### Directions:
Write out the whole listing again, exactly as given.

--- start Dataset extract ---

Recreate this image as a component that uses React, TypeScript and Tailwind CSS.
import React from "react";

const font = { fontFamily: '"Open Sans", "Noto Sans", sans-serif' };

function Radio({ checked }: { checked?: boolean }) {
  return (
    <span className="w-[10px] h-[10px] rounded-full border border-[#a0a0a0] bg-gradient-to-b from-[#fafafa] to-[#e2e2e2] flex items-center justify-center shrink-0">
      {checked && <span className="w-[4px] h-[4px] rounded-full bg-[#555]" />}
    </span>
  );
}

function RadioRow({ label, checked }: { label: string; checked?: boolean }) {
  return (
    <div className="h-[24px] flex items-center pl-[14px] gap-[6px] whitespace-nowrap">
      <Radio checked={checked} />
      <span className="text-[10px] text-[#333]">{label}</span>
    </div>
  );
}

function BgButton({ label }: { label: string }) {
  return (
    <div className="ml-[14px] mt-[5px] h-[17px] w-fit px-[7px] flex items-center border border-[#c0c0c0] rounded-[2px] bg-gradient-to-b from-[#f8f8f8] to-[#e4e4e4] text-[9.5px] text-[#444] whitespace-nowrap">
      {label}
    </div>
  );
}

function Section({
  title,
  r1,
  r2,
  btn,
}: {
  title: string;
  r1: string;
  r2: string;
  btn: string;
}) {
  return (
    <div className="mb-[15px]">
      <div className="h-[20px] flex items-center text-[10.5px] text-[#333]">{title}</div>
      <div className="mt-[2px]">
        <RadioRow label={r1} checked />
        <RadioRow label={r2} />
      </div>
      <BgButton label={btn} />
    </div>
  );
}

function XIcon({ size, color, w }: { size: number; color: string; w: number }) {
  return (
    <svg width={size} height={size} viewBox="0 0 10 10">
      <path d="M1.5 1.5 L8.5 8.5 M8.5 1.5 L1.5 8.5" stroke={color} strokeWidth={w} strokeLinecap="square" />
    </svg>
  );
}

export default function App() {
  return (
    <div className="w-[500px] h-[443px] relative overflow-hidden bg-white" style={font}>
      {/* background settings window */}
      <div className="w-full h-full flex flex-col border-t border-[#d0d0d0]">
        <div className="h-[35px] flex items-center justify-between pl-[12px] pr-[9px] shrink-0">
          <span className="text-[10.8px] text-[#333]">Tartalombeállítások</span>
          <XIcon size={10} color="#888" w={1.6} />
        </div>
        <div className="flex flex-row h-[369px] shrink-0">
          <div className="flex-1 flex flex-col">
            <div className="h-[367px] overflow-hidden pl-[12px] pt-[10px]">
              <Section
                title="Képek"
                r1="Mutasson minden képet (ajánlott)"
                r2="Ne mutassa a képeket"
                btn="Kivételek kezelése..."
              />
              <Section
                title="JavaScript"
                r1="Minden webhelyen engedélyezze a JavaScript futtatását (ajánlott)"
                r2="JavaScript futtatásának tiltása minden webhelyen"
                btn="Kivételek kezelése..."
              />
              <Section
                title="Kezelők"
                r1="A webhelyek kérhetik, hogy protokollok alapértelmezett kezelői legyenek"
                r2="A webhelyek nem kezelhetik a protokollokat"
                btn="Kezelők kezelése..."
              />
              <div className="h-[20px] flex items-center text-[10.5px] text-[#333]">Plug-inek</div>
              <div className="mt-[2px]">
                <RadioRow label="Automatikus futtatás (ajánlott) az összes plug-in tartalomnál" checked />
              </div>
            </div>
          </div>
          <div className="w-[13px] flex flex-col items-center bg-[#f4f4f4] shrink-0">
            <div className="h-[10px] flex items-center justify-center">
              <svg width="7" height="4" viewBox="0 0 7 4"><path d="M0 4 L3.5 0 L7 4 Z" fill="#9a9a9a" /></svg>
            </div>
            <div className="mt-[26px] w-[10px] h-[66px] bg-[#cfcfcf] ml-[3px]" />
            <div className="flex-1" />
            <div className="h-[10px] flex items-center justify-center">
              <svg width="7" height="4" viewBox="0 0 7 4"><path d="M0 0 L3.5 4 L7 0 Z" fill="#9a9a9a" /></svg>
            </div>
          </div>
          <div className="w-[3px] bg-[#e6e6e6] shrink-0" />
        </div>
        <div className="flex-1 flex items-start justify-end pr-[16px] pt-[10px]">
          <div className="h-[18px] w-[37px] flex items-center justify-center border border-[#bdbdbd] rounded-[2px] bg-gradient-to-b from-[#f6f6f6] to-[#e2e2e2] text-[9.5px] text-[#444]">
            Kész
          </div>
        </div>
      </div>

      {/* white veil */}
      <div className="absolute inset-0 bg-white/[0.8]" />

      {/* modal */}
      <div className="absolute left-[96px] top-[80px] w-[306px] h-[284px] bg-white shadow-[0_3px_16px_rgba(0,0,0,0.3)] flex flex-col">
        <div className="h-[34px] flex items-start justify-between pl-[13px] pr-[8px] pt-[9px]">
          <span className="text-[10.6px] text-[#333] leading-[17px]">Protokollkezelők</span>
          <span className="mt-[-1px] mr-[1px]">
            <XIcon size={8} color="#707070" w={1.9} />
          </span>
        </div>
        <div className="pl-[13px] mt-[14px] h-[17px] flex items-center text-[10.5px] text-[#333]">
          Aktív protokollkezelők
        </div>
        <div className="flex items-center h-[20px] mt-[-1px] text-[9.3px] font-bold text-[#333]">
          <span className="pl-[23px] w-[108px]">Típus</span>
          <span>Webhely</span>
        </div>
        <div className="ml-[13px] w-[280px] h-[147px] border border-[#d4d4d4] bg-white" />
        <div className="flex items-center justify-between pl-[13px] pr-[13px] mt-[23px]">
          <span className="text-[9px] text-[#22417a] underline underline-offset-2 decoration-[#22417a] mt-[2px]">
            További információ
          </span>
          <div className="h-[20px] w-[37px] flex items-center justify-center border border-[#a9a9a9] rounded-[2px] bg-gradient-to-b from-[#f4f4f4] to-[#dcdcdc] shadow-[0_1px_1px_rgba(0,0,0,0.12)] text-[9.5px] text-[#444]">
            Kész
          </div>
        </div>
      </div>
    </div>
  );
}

--- end Dataset extract ---

### The answer:
Recreate this image as a component that uses React, TypeScript and Tailwind CSS.
import React from "react";

const font = { fontFamily: '"Open Sans", "Noto Sans", sans-serif' };

function Radio({ checked }: { checked?: boolean }) {
  return (
    <span className="w-[10px] h-[10px] rounded-full border border-[#a0a0a0] bg-gradient-to-b from-[#fafafa] to-[#e2e2e2] flex items-center justify-center shrink-0">
      {checked && <span className="w-[4px] h-[4px] rounded-full bg-[#555]" />}
    </span>
  );
}

function RadioRow({ label, checked }: { label: string; checked?: boolean }) {
  return (
    <div className="h-[24px] flex items-center pl-[14px] gap-[6px] whitespace-nowrap">
      <Radio checked={checked} />
      <span className="text-[10px] text-[#333]">{label}</span>
    </div>
  );
}

function BgButton({ label }: { label: string }) {
  return (
    <div className="ml-[14px] mt-[5px] h-[17px] w-fit px-[7px] flex items-center border border-[#c0c0c0] rounded-[2px] bg-gradient-to-b from-[#f8f8f8] to-[#e4e4e4] text-[9.5px] text-[#444] whitespace-nowrap">
      {label}
    </div>
  );
}

function Section({
  title,
  r1,
  r2,
  btn,
}: {
  title: string;
  r1: string;
  r2: string;
  btn: string;
}) {
  return (
    <div className="mb-[15px]">
      <div className="h-[20px] flex items-center text-[10.5px] text-[#333]">{title}</div>
      <div className="mt-[2px]">
        <RadioRow label={r1} checked />
        <RadioRow label={r2} />
      </div>
      <BgButton label={btn} />
    </div>
  );
}

function XIcon({ size, color, w }: { size: number; color: string; w: number }) {
  return (
    <svg width={size} height={size} viewBox="0 0 10 10">
      <path d="M1.5 1.5 L8.5 8.5 M8.5 1.5 L1.5 8.5" stroke={color} strokeWidth={w} strokeLinecap="square" />
    </svg>
  );
}

export default function App() {
  return (
    <div className="w-[500px] h-[443px] relative overflow-hidden bg-white" style={font}>
      {/* background settings window */}
      <div className="w-full h-full flex flex-col border-t border-[#d0d0d0]">
        <div className="h-[35px] flex items-center justify-between pl-[12px] pr-[9px] shrink-0">
          <span className="text-[10.8px] text-[#333]">Tartalombeállítások</span>
          <XIcon size={10} color="#888" w={1.6} />
        </div>
        <div className="flex flex-row h-[369px] shrink-0">
          <div className="flex-1 flex flex-col">
            <div className="h-[367px] overflow-hidden pl-[12px] pt-[10px]">
              <Section
                title="Képek"
                r1="Mutasson minden képet (ajánlott)"
                r2="Ne mutassa a képeket"
                btn="Kivételek kezelése..."
              />
              <Section
                title="JavaScript"
                r1="Minden webhelyen engedélyezze a JavaScript futtatását (ajánlott)"
                r2="JavaScript futtatásának tiltása minden webhelyen"
                btn="Kivételek kezelése..."
              />
              <Section
                title="Kezelők"
                r1="A webhelyek kérhetik, hogy protokollok alapértelmezett kezelői legyenek"
                r2="A webhelyek nem kezelhetik a protokollokat"
                btn="Kezelők kezelése..."
              />
              <div className="h-[20px] flex items-center text-[10.5px] text-[#333]">Plug-inek</div>
              <div className="mt-[2px]">
                <RadioRow label="Automatikus futtatás (ajánlott) az összes plug-in tartalomnál" checked />
              </div>
            </div>
          </div>
          <div className="w-[13px] flex flex-col items-center bg-[#f4f4f4] shrink-0">
            <div className="h-[10px] flex items-center justify-center">
              <svg width="7" height="4" viewBox="0 0 7 4"><path d="M0 4 L3.5 0 L7 4 Z" fill="#9a9a9a" /></svg>
            </div>
            <div className="mt-[26px] w-[10px] h-[66px] bg-[#cfcfcf] ml-[3px]" />
            <div className="flex-1" />
            <div className="h-[10px] flex items-center justify-center">
              <svg width="7" height="4" viewBox="0 0 7 4"><path d="M0 0 L3.5 4 L7 0 Z" fill="#9a9a9a" /></svg>
            </div>
          </div>
          <div className="w-[3px] bg-[#e6e6e6] shrink-0" />
        </div>
        <div className="flex-1 flex items-start justify-end pr-[16px] pt-[10px]">
          <div className="h-[18px] w-[37px] flex items-center justify-center border border-[#bdbdbd] rounded-[2px] bg-gradient-to-b from-[#f6f6f6] to-[#e2e2e2] text-[9.5px] text-[#444]">
            Kész
          </div>
        </div>
      </div>

      {/* white veil */}
      <div className="absolute inset-0 bg-white/[0.8]" />

      {/* modal */}
      <div className="absolute left-[96px] top-[80px] w-[306px] h-[284px] bg-white shadow-[0_3px_16px_rgba(0,0,0,0.3)] flex flex-col">
        <div className="h-[34px] flex items-start justify-between pl-[13px] pr-[8px] pt-[9px]">
          <span className="text-[10.6px] text-[#333] leading-[17px]">Protokollkezelők</span>
          <span className="mt-[-1px] mr-[1px]">
            <XIcon size={8} color="#707070" w={1.9} />
          </span>
        </div>
        <div className="pl-[13px] mt-[14px] h-[17px] flex items-center text-[10.5px] text-[#333]">
          Aktív protokollkezelők
        </div>
        <div className="flex items-center h-[20px] mt-[-1px] text-[9.3px] font-bold text-[#333]">
          <span className="pl-[23px] w-[108px]">Típus</span>
          <span>Webhely</span>
        </div>
        <div className="ml-[13px] w-[280px] h-[147px] border border-[#d4d4d4] bg-white" />
        <div className="flex items-center justify-between pl-[13px] pr-[13px] mt-[23px]">
          <span className="text-[9px] text-[#22417a] underline underline-offset-2 decoration-[#22417a] mt-[2px]">
            További információ
          </span>
          <div className="h-[20px] w-[37px] flex items-center justify-center border border-[#a9a9a9] rounded-[2px] bg-gradient-to-b from-[#f4f4f4] to-[#dcdcdc] shadow-[0_1px_1px_rgba(0,0,0,0.12)] text-[9.5px] text-[#444]">
            Kész
          </div>
        </div>
      </div>
    </div>
  );
}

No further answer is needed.